Os Jainistas acreditam que o mundo não tem princípio nem fim. A sua filosofia tem cinco princípios, começando por Ahimsa, não-violência, que respeita toda as formas de vida (humana, animal ou vegetal), pois crê que todas são sagradas, tendo uma alma eterna potencialmente perfeita e santa. Os outros princípios são: Satya (verdade), Asteya (não roubar), Brahmacharya (castidade) e Aparigraha (desapego da coisas terrenas). Existem cerca de 4 milhões de Jains em todo o Mundo, principalmente na Índia. Os monges Jains em particular seguem uma vida de ascetismo rigoroso, jejuns, mortificações, meditação e estudo. Muitos não usam mesmo qualquer vestuário, tal o seu grau de desapego. São rigorosamente vegetarianos, como demonstração de respeito por todas as formas de vida. Levam este preceito a tal ponto que cobrem a boca com um lenço sempre que saem para o exterior, filtram a água antes de bebê-la, não saem à noite, e espanam delicadamente todo o local onde se sentam, tudo para evitar matar ou causar danos aos insectos ou animais mais pequenos.
Sikhismo
Sikh significa “Discípulo”, ou “Disciplina”. Esta religião, síntese entre o Hinduísmo e o Islamismo, foi fundada no séc. XV d. C. pelo Guru Nanak, um mestre espiritual Indiano, que reprovava a hostilidade entre Hindus e Muçulmanos, pois considerava que todos são iguais perante o mesmo Deus único. O Guru Nanak pregava uma doutrina de amor, compreensão e igualdade, independentemente da raça, casta ou sexo. Encorajava a educação, a vida em família, o trabalho duro e honesto, a renúncia à idolatria e aos desejos impuros e a igualdade entre homens e mulheres. A sua mensagem foi transmitida nos séculos seguintes por dez outros gurus e sobrevive hoje numa compilação de escrituras sagradas, o Guru Granth Sahib, que é venerada no Templo de Ouro, na cidade sagrada para os Sikhs, Amritsar. Existem atualmente cerca de 23 milhões de Sikhs em todo o Mundo, a maioria concentrada no Punjab. Um dos preceitos seguidos pelos Sikhs é o que os proíbe de cortarem um único pêlo do corpo durante toda a vida, como sinal de submissão à vontade de Deus. Esta religião sem clero prega o serviço comunitário, sendo uma das suas faces mais visíveis os Langar, cozinhas comunitárias instaladas na área dos templos e onde são cozinhadas e servidas gratuitamente milhares de refeições a quem as pedir, sem qualquer discriminação de classe social, religião ou casta. Essas refeições são estritamente vegetarianas, para que as pessoas de todas as religiões, inclusive as que têm regras próprias (como os judeus e os muçulmanos) as possam degustar. Os Sikhs renunciam ao álcool e ao tabaco. Mais de metade é vegetariana. Os restantes abstêm-se de comer carne que não seja de animais abatidos segundo regras estritas.
Hare Krishna
O estilo de vida e crenças filosóficas praticadas pelos seguidores deste movimento baseiam-se nas escrituras milenares Hindus, entre elas o Bhagavad-Gîta, o principal livro do Movimento Hare Krishna. Os preceitos aí incluídos terão sido proferidos há 5.000 anos pelo próprio Krishna ao seu companheiro e discípulo Arjuna. Entretanto, esse conhecimento ter-se-á perdido quase na totalidade, até ao início do séc. XVI, quando se deu na Índia um grande renascimento espiritual encabeçado por Sri Chaitanya Mahaprabhu. Este grande Mestre fez renascer a devoção a Krishna, granjeando milhões de seguidores em todo o subcontinente Indiano.
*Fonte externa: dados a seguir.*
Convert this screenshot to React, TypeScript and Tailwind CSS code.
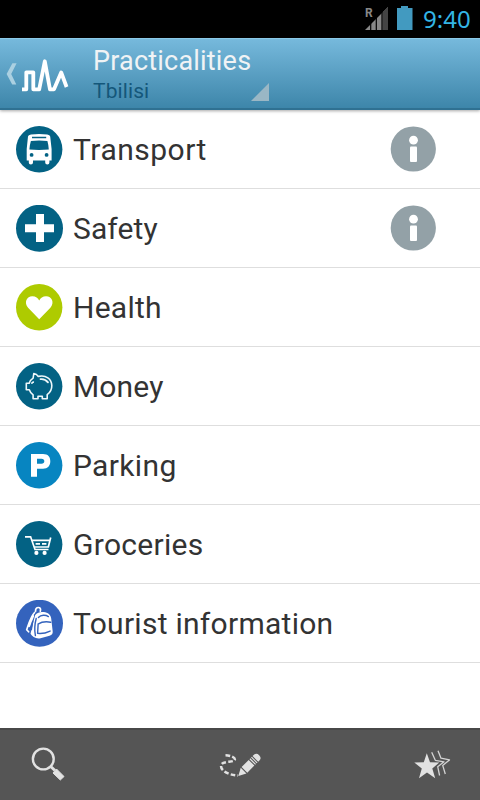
import type { ReactNode } from "react";

interface Item {
  label: string;
  color: string;
  spacing: string;
  icon: ReactNode;
  radius?: number;
  info?: boolean;
}

const BusIcon = () => (
  <>
    <path
      d="M12 10.5Q12.2 8.8 15 8.5Q23 7.5 31.2 8.5Q34 8.8 34.2 10.5L35.6 23V34.5H33.4V36.5Q33.4 38.5 31.3 38.5Q29.2 38.5 29.2 36.5V34.5H17V36.5Q17 38.5 14.9 38.5Q12.8 38.5 12.8 36.5V34.5H10.7V23Z"
      fill="white"
    />
    <path d="M16 10.7H30.2V12.3H16ZM14.9 14.9Q23 14.2 31.4 14.9Q32.6 19 32.8 23.6Q23 24.4 13.4 23.6Q13.6 19 14.9 14.9Z" fill="#036284" />
    <circle cx="15.6" cy="28.9" r="1.9" fill="#036284" />
    <circle cx="30.6" cy="28.9" r="1.9" fill="#036284" />
  </>
);

const PiggyIcon = () => (
  <g fill="none" stroke="#eef7fa" strokeWidth="1.6" strokeLinejoin="round">
    <path d="M17.8 10.5Q20.5 11 22.3 13.4C30 11.5 35.6 16 35.8 22.5C35.9 26.5 34 29.6 31.2 31.6V35.8H26.3V33.3H22V35.8H17.1V31.8Q14.4 30 13.3 26.7H10.3V20.2H13.2Q14 17.2 17.1 15.2Z" />
    <path d="M24.5 16.2Q29 15.6 32 19.4" strokeWidth="1.8" strokeLinecap="round" />
    <path d="M15.8 20.8Q16 18.8 18 19.2" />
  </g>
);

const CartIcon = () => (
  <>
    <g fill="none" stroke="white" strokeWidth="1.7">
      <path d="M9 15.8H14.6L19 28.5H32.5" />
      <path d="M16.2 19.4H33.6M18.4 26H32.6M34.7 16.5L32.2 26.5" />
      <path d="M19.6 22.9H24M26 22.9H30.4" />
    </g>
    <circle cx="20.4" cy="31.9" r="2.1" fill="white" />
    <circle cx="28.6" cy="31.9" r="2.1" fill="white" />
  </>
);

const BackpackIcon = () => (
  <g strokeLinecap="round" strokeLinejoin="round">
    <path
      d="M18.9 16C19.8 12.8 24 11.8 27.8 12C32 12.4 34.8 14.8 35.2 18.6L36.7 31.6C36.9 34 35.8 35.2 33.6 35.7L24.5 38.2C20 39 16.2 37 14.5 33.8Z"
      fill="white"
    />
    <path
      d="M18.6 12.5C14.8 16.3 13 23 10.7 29.7L12.6 31.8M19.6 11.2C19.3 8.8 20.5 7.5 22.3 7.5C24.2 7.5 25 9 24.3 11.2"
      fill="none"
      stroke="white"
      strokeWidth="1.7"
    />
    <path d="M17 16L13 26" stroke="white" strokeWidth="2.2" />
    <path
      d="M20.2 18.5C18.7 24 18.3 30 19.4 35.6M16.6 21.5L15.4 29.5M22.4 17.4C25 14.8 29.6 14.6 32.4 16.6M22 24.2C25.4 22 30.4 21.4 34.7 22.3M22.1 24.7L21.6 33.4C25.6 33.9 30.6 32.8 34.1 31.1"
      fill="none"
      stroke="#3463bd"
      strokeWidth="1.4"
    />
  </g>
);

const items: Item[] = [
  { label: "Transport", color: "#036284", spacing: "tracking-[0.5px]", icon: <BusIcon />, info: true },
  {
    label: "Safety",
    color: "#036284",
    spacing: "tracking-[0.1px]",
    icon: <path d="M20 9H28V19.3H38V27.2H28V37H20V27.2H9V19.3H20Z" fill="white" />,
    radius: 23.5,
    info: true,
  },
  {
    label: "Health",
    color: "#aecb00",
    spacing: "tracking-[0.25px]",
    icon: (
      <path
        d="M23.2 35.2L12.1 23.8C7.6 18.5 10.8 12.3 16.3 12.3C19.8 12.3 22 14 23.2 16.4C24.4 14 26.8 12.3 30.1 12.3C35.7 12.3 38.9 18.5 34.4 23.8Z"
        fill="white"
      />
    ),
  },
  { label: "Money", color: "#036284", spacing: "tracking-[0.15px]", icon: <PiggyIcon /> },
  {
    label: "Parking",
    color: "#0785c1",
    spacing: "tracking-[0.35px]",
    icon: (
      <path
        d="M15 12H27C32 12 34.3 14.8 34.3 19.3C34.3 23.9 31.8 26.7 27 26.7H21V34.8H15ZM21 16.8V21.8H25.5C29.3 21.8 29.3 16.8 25.5 16.8Z"
        fill="white"
        fillRule="evenodd"
      />
    ),
  },
  { label: "Groceries", color: "#036284", spacing: "tracking-[0.3px]", icon: <CartIcon /> },
  {
    label: "Tourist information",
    color: "#3463bd",
    spacing: "tracking-[0.27px]",
    icon: <BackpackIcon />,
    radius: 23.5,
  },
];

const StatusBar = () => (
  <div className="flex h-[38px] shrink-0 items-center justify-end bg-black pr-[10px]">
    <svg width="50" height="38" viewBox="0 0 50 38">
      <path d="M1 30L24 7V30Z" fill="#888" />
      <path d="M18.5 12.5L24 7V30H18.5Z" fill="#444" />
      <path d="M6.7 22V30M12.3 17V30M18 11V30" stroke="black" strokeWidth="1.2" />
      <text x="1" y="17" fontSize="12" fontWeight="700" fontFamily="Roboto, sans-serif" fill="#888">
        R
      </text>
      <path d="M33 8H37V6H44V8H48.5V30H33Z" fill="#429ac0" />
    </svg>
    <span className="ml-[9px] w-[47px] whitespace-nowrap font-['Noto_Sans',sans-serif] text-[24px] leading-[38px] text-[#33b5e5]">
      9:40
    </span>
  </div>
);

const Header = () => (
  <header className="relative z-10 flex h-[72px] shrink-0 border-t border-b-2 border-t-[#8bc9e7] border-b-[#2f7192] bg-linear-to-b from-[#76b9dc] to-[#3d86aa] shadow-[0_1px_3px_rgba(0,0,0,0.35)]">
    <svg width="93" height="69" viewBox="0 0 93 69" fill="none">
      <path d="M12.4 24.2H16.6L11.2 35L16.3 45.5H12.2L6.6 35Z" fill="#abd0e1" />
      <path
        d="M22 50.3H26.3V33.3H33.3V50.3H39.2L44.8 22.3L50 50.3H54L61.2 33.5L66.6 48"
        stroke="white"
        strokeWidth="3.8"
        strokeLinejoin="round"
      />
    </svg>
    <div className="relative w-[176px] pt-[5px]">
      <h1 className="whitespace-nowrap text-[27px] leading-[34px] tracking-[0.2px] text-[#f0f3f5]">Practicalities</h1>
      <p className="text-[21px] leading-[26px] tracking-[0.1px] text-[#14577a]">Tbilisi</p>
      <svg className="absolute right-0 bottom-[7px]" width="18" height="18" viewBox="0 0 18 18">
        <path d="M18 0V18H0Z" fill="#9ab7c5" />
      </svg>
    </div>
  </header>
);

const InfoButton = () => (
  <button className="mr-[44px] ml-auto">
    <svg className="block" width="46" height="46" viewBox="0 0 46 46">
      <circle cx="23.3" cy="23" r="22.6" fill="#93a1a7" />
      <circle cx="23.5" cy="14.2" r="4.4" fill="white" />
      <rect x="20" y="20.6" width="7" height="15.5" rx="1" fill="white" />
    </svg>
  </button>
);

const Row = ({ item }: { item: Item }) => (
  <li className="flex h-[79px] items-center border-b border-[#dedede] pl-4">
    <svg width="47" height="47" viewBox="0 0 47 47">
      <circle cx={item.radius ?? 23.2} cy="23.3" r={item.radius ?? 23.2} fill={item.color} />
      {item.icon}
    </svg>
    <span className={`ml-[10px] pt-[2px] whitespace-nowrap text-[30px] leading-[40px] text-[#333] ${item.spacing}`}>
      {item.label}
    </span>
    {item.info && <InfoButton />}
  </li>
);

const BottomBar = () => (
  <footer className="mt-auto flex h-[72px] shrink-0 items-center justify-between border-t-2 border-[#484848] bg-[#555] px-[28px]">
    <svg width="40" height="40" viewBox="0 0 40 40" fill="none">
      <circle cx="15.3" cy="14" r="10.4" stroke="#e2e2e2" strokeWidth="2.4" />
      <path d="M22.7 21.5L27 25.5" stroke="#e2e2e2" strokeWidth="3" />
      <path d="M28.5 24L36 31.5L32.3 35L25 28Z" fill="#e2e2e2" stroke="#e2e2e2" strokeLinejoin="round" />
    </svg>
    <svg width="44" height="40" viewBox="0 0 44 40" fill="none">
      <path
        d="M7.5 10.3C12 10.3 17.5 12.5 16.8 14.8C15.8 17.8 3 15.5 3 21C3 26 11 30 20 30.6"
        stroke="#e2e2e2"
        strokeWidth="2.5"
        strokeDasharray="4.6 2.2"
      />
      <g transform="translate(20.3 31) rotate(-45)" fill="#e2e2e2">
        <path d="M0 0L7.5 -4V4Z" />
        <path d="M8.7 -4H18.7V4H8.7ZM19.8 -4H21V4H19.8ZM22 -4H23.2V4H22ZM24.2 -4H26.5Q29.5 -3.5 29.5 0Q29.5 3.5 26.5 4H24.2Z" />
      </g>
    </svg>
    <svg width="40" height="40" viewBox="0 0 40 40" fill="none">
      <path
        d="M14.8 8.3L18 17.2L27.2 17.6L20.3 23.4L23.2 33.2L15 27.5L7 33.2L9.8 23.4L2.3 17.6L11.8 17.2Z"
        fill="#e2e2e2"
      />
      <path
        d="M19.7 7.3L23.3 15.3L32 16.8L25.7 21.7L27.6 30.5M26 5.7L29 13.2L37.5 14.9L30.7 20.4L33.3 29"
        stroke="#d4d4d4"
        strokeWidth="1.3"
        strokeLinejoin="round"
      />
    </svg>
  </footer>
);

const App = () => (
  <div className="flex h-[800px] w-[480px] flex-col overflow-hidden bg-white font-[Roboto,sans-serif]">
    <StatusBar />
    <Header />
    <ul>
      {items.map((item) => (
        <Row key={item.label} item={item} />
      ))}
    </ul>
    <BottomBar />
  </div>
);

export default App;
Mais tarde, em 1966, seria um dos discípulos do movimento, Sri Bhaktivedanta Swami Prabhupada, quem depois trouxe para o mundo ocidental os ensinamentos de Sri Chaitanya. Fundou a Sociedade Internacional da Consciência de Krishna (ISKCON) em Nova Iorque, que rapidamente teve grande acolhimento em toda a América do Norte e Canadá. Na década seguinte, a sociedade tornou-se uma confederação mundial de mais de cem templos, escolas, institutos e fazendas comunitárias. Estima-se que exista atualmente cerca de 1 milhão de praticantes em todo o mundo.
Com base numa passagem do Bhagavad Gîta, os Hare Krishna acreditam que a diferença entre a morte e a vida é relativa, pois a consciência presente no ser humano participa do divino e existe desde sempre e para sempre. Todos os seus actos e pensamentos, até os mais corriqueiros do dia-a-dia, devem ser uma oferenda a Krishna e a maneira mais imediata de obter a consciência de Krishna é recitar o seu nome várias vezes por dia. Ao atingirem esse estado, o ciclo das reencarnações é interrompido e o crente consegue finalmente a união com Krishna.
Os Hare Krishna praticam uma dieta lacto-vegetariana. É conhecido o seu programa de distribuição gratuita de refeições lacto-vegetarianas, Food for Life, junto das populações que vivem abaixo do limiar da pobreza. Está distribuído um pouco por todo o Mundo, incluindo Portugal, e foi desencadeado pelas palavras de um Mestre durante um evento religioso: “Ninguém, num raio de 10 milhas de qualquer um dos nossos templos, passará fome”.
Também em muitos países, incluindo Portugal, é possível encontrar alguns restaurantes vegetarianos inspirados por esta filosofia religiosa.